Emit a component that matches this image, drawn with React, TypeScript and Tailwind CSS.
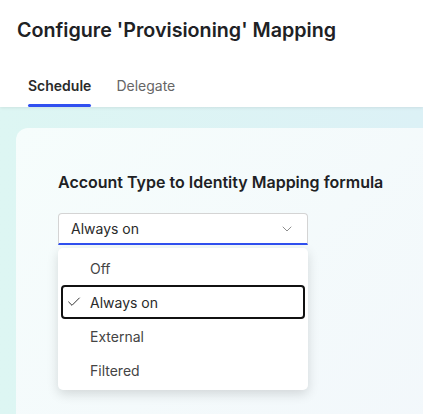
import { Check, ChevronDown } from "lucide-react";

const OPTIONS = ["Off", "Always on", "External", "Filtered"];
const SELECTED = "Always on";

export default function App() {
  return (
    <div className="h-[414px] w-[423px] overflow-hidden bg-white font-['Inter',sans-serif] text-[#1f1f1f]">
      {/* Header */}
      <div className="relative z-10 bg-white shadow-[0_1px_3px_rgba(0,0,0,0.08)]">
        <h1 className="px-[17px] pt-[17px] text-[19.7px] font-semibold leading-[26px] text-[#202124]">
          Configure 'Provisioning' Mapping
        </h1>
        <div className="mt-[34px] flex gap-[25px] px-[28px]">
          <div className="flex flex-col">
            <span className="text-[14px] font-semibold leading-[18px] text-[#2a2a2a]">Schedule</span>
            <span className="mt-[9px] h-[3px] rounded-full bg-[#3050f0]" />
          </div>
          <span className="text-[14px] leading-[18px] text-[#666]">Delegate</span>
        </div>
      </div>

      {/* Body */}
      <div className="h-full bg-gradient-to-r from-[#ddf6f3] to-[#dcf1f6] pl-[16px] pt-[21px]">
        <div className="h-full rounded-tl-[12px] bg-gradient-to-br from-[#f6fdfc] to-[#f2f7fb] pl-[42px] pt-[44px]">
          <h2 className="text-[16px] font-semibold leading-[20px] text-[#202124]">
            Account Type to Identity Mapping formula
          </h2>

          <div className="relative mt-[21px] w-[250px]">
            <button className="flex h-[32px] w-full items-center justify-between rounded-t-[4px] border border-[#d4d4d4] border-b-[2px] border-b-[#3050f0] bg-white pl-[12px] pr-[12px] text-[14px] text-[#2a2a2a]">
              <span>{SELECTED}</span>
              <ChevronDown size={16} strokeWidth={1.25} className="text-[#777]" />
            </button>

            <ul className="mt-[3px] rounded-[5px] bg-white py-[3px] shadow-[0_4px_12px_rgba(0,0,0,0.14)]">
              {OPTIONS.map((opt) => {
                const active = opt === SELECTED;
                return (
                  <li
                    key={opt}
                    className={
                      active
                        ? "mx-[3px] flex h-[34px] items-center rounded-[4px] border-2 border-[#111] pl-[3px] text-[14px] text-[#2a2a2a]"
                        : "mx-[3px] flex h-[34px] items-center pl-[5px] text-[14px] text-[#444]"
                    }
                  >
                    <span className="flex w-[24px] items-center">
                      {active && <Check size={16} strokeWidth={1.5} className="text-[#333]" />}
                    </span>
                    {opt}
                  </li>
                );
              })}
            </ul>
          </div>
        </div>
      </div>
    </div>
  );
}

### Given problem
Restate the listing above word for word, and skip the pictures.

### The reply
Emit a component that matches this image, drawn with React, TypeScript and Tailwind CSS.
import { Check, ChevronDown } from "lucide-react";

const OPTIONS = ["Off", "Always on", "External", "Filtered"];
const SELECTED = "Always on";

export default function App() {
  return (
    <div className="h-[414px] w-[423px] overflow-hidden bg-white font-['Inter',sans-serif] text-[#1f1f1f]">
      {/* Header */}
      <div className="relative z-10 bg-white shadow-[0_1px_3px_rgba(0,0,0,0.08)]">
        <h1 className="px-[17px] pt-[17px] text-[19.7px] font-semibold leading-[26px] text-[#202124]">
          Configure 'Provisioning' Mapping
        </h1>
        <div className="mt-[34px] flex gap-[25px] px-[28px]">
          <div className="flex flex-col">
            <span className="text-[14px] font-semibold leading-[18px] text-[#2a2a2a]">Schedule</span>
            <span className="mt-[9px] h-[3px] rounded-full bg-[#3050f0]" />
          </div>
          <span className="text-[14px] leading-[18px] text-[#666]">Delegate</span>
        </div>
      </div>

      {/* Body */}
      <div className="h-full bg-gradient-to-r from-[#ddf6f3] to-[#dcf1f6] pl-[16px] pt-[21px]">
        <div className="h-full rounded-tl-[12px] bg-gradient-to-br from-[#f6fdfc] to-[#f2f7fb] pl-[42px] pt-[44px]">
          <h2 className="text-[16px] font-semibold leading-[20px] text-[#202124]">
            Account Type to Identity Mapping formula
          </h2>

          <div className="relative mt-[21px] w-[250px]">
            <button className="flex h-[32px] w-full items-center justify-between rounded-t-[4px] border border-[#d4d4d4] border-b-[2px] border-b-[#3050f0] bg-white pl-[12px] pr-[12px] text-[14px] text-[#2a2a2a]">
              <span>{SELECTED}</span>
              <ChevronDown size={16} strokeWidth={1.25} className="text-[#777]" />
            </button>

            <ul className="mt-[3px] rounded-[5px] bg-white py-[3px] shadow-[0_4px_12px_rgba(0,0,0,0.14)]">
              {OPTIONS.map((opt) => {
                const active = opt === SELECTED;
                return (
                  <li
                    key={opt}
                    className={
                      active
                        ? "mx-[3px] flex h-[34px] items-center rounded-[4px] border-2 border-[#111] pl-[3px] text-[14px] text-[#2a2a2a]"
                        : "mx-[3px] flex h-[34px] items-center pl-[5px] text-[14px] text-[#444]"
                    }
                  >
                    <span className="flex w-[24px] items-center">
                      {active && <Check size={16} strokeWidth={1.5} className="text-[#333]" />}
                    </span>
                    {opt}
                  </li>
                );
              })}
            </ul>
          </div>
        </div>
      </div>
    </div>
  );
}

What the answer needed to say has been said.